* _Stated goal_:
Return a copy of each line that holds the string "components".
-- START OF Source data --
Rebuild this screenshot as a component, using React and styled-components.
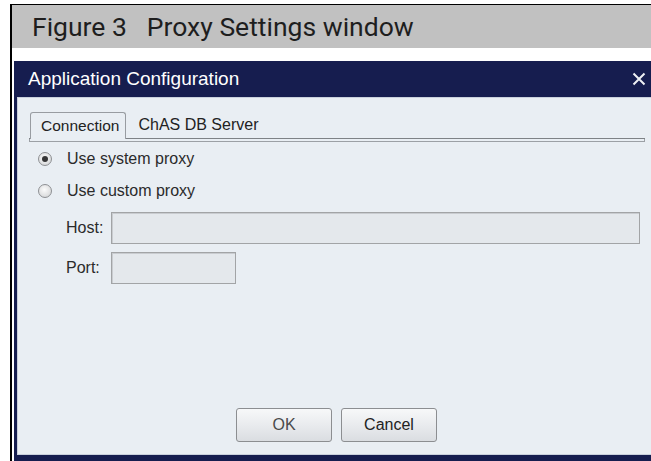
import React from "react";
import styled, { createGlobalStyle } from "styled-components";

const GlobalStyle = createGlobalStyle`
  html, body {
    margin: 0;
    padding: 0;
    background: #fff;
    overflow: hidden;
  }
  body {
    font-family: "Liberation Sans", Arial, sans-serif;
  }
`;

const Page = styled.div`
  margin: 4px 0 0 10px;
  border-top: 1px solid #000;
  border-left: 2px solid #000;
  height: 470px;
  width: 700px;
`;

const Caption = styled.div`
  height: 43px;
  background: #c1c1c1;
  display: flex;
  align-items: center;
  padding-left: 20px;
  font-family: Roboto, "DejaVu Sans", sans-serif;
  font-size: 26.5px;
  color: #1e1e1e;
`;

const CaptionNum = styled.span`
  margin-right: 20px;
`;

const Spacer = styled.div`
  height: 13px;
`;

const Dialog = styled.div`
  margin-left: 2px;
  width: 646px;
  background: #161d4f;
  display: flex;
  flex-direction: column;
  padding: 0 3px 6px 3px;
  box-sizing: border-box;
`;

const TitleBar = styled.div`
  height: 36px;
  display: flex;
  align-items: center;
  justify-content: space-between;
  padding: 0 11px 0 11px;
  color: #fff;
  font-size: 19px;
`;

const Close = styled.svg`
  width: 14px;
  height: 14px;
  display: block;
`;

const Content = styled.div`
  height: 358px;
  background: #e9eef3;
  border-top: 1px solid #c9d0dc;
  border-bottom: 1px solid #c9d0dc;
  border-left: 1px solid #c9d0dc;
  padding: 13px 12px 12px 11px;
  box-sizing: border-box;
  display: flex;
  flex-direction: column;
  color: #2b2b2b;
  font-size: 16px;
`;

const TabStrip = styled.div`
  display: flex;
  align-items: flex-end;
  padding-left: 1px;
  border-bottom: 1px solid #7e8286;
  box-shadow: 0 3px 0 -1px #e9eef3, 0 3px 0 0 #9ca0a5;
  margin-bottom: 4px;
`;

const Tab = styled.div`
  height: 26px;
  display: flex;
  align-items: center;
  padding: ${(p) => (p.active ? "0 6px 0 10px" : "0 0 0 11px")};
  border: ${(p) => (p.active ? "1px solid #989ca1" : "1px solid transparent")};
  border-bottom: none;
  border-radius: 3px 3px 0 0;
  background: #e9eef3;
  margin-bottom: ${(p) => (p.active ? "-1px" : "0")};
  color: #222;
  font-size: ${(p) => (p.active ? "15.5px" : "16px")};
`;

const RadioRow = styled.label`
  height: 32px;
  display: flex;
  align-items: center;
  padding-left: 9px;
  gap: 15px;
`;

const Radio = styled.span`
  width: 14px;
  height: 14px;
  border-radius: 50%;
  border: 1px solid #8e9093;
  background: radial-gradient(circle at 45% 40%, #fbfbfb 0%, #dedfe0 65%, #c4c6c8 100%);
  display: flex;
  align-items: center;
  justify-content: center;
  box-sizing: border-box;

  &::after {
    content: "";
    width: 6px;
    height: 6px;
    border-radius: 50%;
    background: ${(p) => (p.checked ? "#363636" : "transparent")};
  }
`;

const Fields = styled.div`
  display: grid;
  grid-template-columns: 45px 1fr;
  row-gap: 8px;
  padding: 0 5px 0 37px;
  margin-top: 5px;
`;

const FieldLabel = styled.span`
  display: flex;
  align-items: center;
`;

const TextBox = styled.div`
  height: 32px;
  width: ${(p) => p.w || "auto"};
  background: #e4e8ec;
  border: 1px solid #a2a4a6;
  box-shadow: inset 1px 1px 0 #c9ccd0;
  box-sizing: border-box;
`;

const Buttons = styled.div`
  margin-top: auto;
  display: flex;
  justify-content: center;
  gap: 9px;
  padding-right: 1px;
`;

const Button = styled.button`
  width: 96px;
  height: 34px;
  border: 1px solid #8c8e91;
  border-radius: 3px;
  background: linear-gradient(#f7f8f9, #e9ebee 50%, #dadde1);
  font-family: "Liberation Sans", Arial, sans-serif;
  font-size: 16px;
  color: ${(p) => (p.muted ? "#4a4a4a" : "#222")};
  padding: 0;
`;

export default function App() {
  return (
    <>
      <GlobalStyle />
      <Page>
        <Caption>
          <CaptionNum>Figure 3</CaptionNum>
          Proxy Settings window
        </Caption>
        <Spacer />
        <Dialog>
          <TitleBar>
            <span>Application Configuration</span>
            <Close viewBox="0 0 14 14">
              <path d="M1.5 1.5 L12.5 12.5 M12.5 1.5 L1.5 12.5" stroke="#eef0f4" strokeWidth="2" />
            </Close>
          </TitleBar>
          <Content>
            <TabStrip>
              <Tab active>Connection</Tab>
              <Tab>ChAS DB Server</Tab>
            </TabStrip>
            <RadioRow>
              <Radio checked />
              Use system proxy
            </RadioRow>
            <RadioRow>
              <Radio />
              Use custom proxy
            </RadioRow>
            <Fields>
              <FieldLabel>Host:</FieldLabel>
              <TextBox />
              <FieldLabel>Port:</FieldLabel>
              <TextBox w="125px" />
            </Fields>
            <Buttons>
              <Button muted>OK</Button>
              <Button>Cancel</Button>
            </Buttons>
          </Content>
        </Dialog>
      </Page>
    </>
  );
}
-- END OF Source data --
-- START OF Source data --
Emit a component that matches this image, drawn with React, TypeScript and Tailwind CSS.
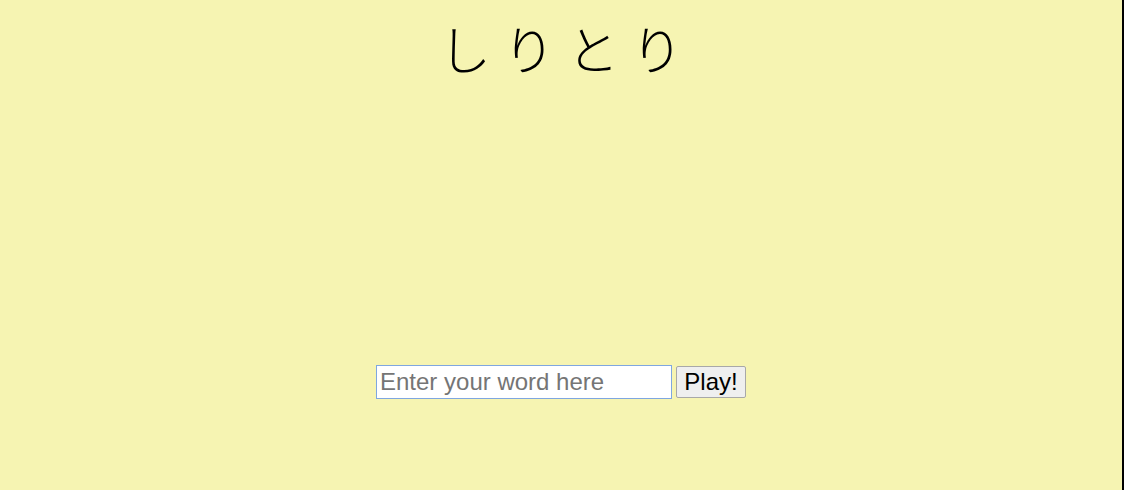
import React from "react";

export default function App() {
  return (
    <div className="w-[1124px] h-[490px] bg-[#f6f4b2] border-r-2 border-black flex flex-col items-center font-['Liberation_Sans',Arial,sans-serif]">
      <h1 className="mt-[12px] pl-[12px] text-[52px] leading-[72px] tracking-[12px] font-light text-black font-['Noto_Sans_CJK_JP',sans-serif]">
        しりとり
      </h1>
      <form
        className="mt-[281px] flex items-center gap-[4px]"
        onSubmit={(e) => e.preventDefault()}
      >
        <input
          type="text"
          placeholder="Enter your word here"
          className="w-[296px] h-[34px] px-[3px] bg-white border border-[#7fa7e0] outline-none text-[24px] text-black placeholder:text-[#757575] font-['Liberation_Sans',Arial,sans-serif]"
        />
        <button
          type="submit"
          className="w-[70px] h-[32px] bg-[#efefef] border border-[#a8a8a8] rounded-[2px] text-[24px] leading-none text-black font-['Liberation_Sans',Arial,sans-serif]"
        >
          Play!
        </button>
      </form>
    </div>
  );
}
-- END OF Source data --
* _Reply_:
Rebuild this screenshot as a component, using React and styled-components.
import styled, { createGlobalStyle } from "styled-components";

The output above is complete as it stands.